Religious behaviours are behaviours motivated by religious beliefs. Religious actions are also called 'ritual' and religious avoidances are called taboos or ritual prohibitions.

Actions

The two best known religious actions are prayer and sacrifice. The most general religious action is prayer. It can be done quietly by a person all alone, but people can also pray in groups using songs. Sacrifice is also a widely spread religious action. Prayer and sacrifice often form the basis of other, more complicated religious actions like pilgrimage, processions, or consulting an oracle. Many rituals are connected to a certain purpose, like initiation, ritual purification and preparation for an important happening or task. Among these are also the so-called rituals of transition, which occur at important moments of the human life cycle, like birth, adulthood/marriage, sickness and death. A special religious action is spirit possession and religious ecstasy. Religious specialists, such as priests, vicars, rabbis, imams and pandits are involved in many religious actions.

Avoidances

A religious avoidance is when a person desists from something or from some action for religious reasons. It can be food or drink that one does not touch because of one's religion for some time (fast). This abstinence can also be for a longer time. Some people do not have sex (celibacy). Or one avoids contact with blood, or dead animals. Well known examples are: Jews and Muslims do not eat pork; the celibacy of Catholic priests; the purity rules of Hinduism and Judaism; the Word of Wisdom (which teaches to avoid alcohol, coffee, tea, etc.) of the Church of Jesus Christ of Latter-day Saints.

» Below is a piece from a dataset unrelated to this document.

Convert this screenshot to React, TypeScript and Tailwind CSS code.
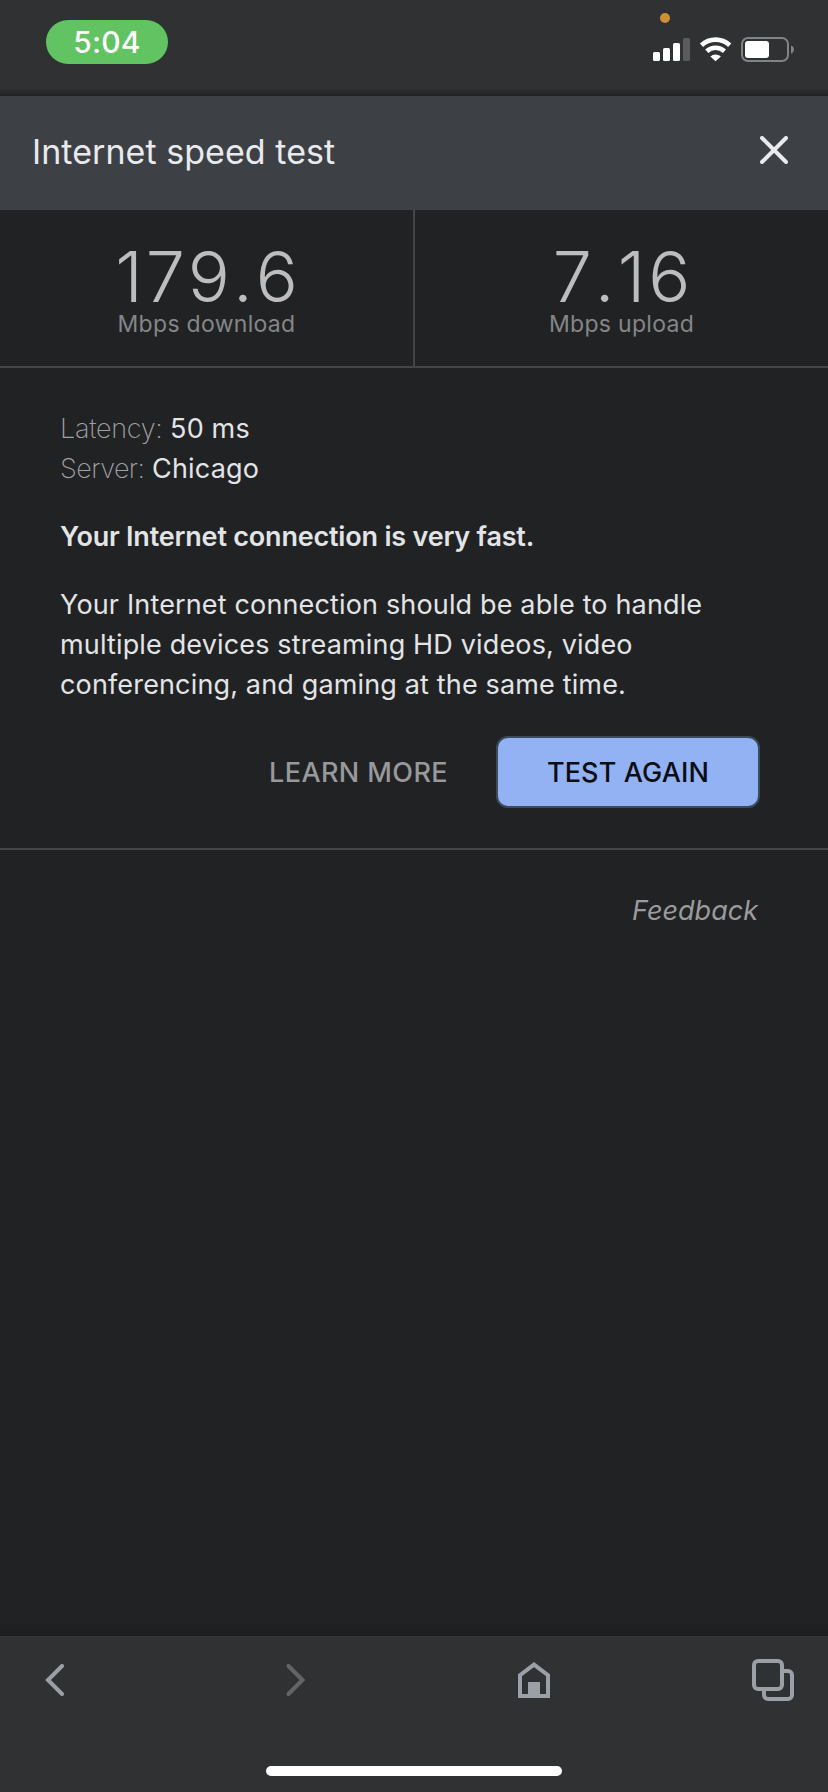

These avoidances, or 'taboos', are often about food and drink.
 speech; some words are forbidden (cursing)
 dying, death and mourning

Religious avoidances are often not easily recognisable as (part of) religious behaviour. When asked, the believers often do not motivate this kind of behaviour explicitly as religious but say the avoidance for health reasons, ethical reasons, or because it is hygienic.

Academic study

Religious behaviour is seldom studied for itself. When it is given attention at all, it is usually studied as an illustration of the religious images, like in comparative religion and cultural anthropology, or as part of the study of man in the social sciences.

Behaviour in church

Catholic 
Jean-Baptiste Massillon gives a lengthy sermon on the verse,  
"And Jesus went into the temple of God, and cast out all them that sold and bought in the temple, and overthrew the tables of the money-changers, and the seats of them that sold doves." (Matthew 21:12) stating that "of all crimes, in effect, by which the greatness of God is insulted, I see almost none more deserving of his chastisements than the profanations of his temples; and they are so much the more criminal, as the dispositions required of us by religion, when assisting there, ought to be more holy."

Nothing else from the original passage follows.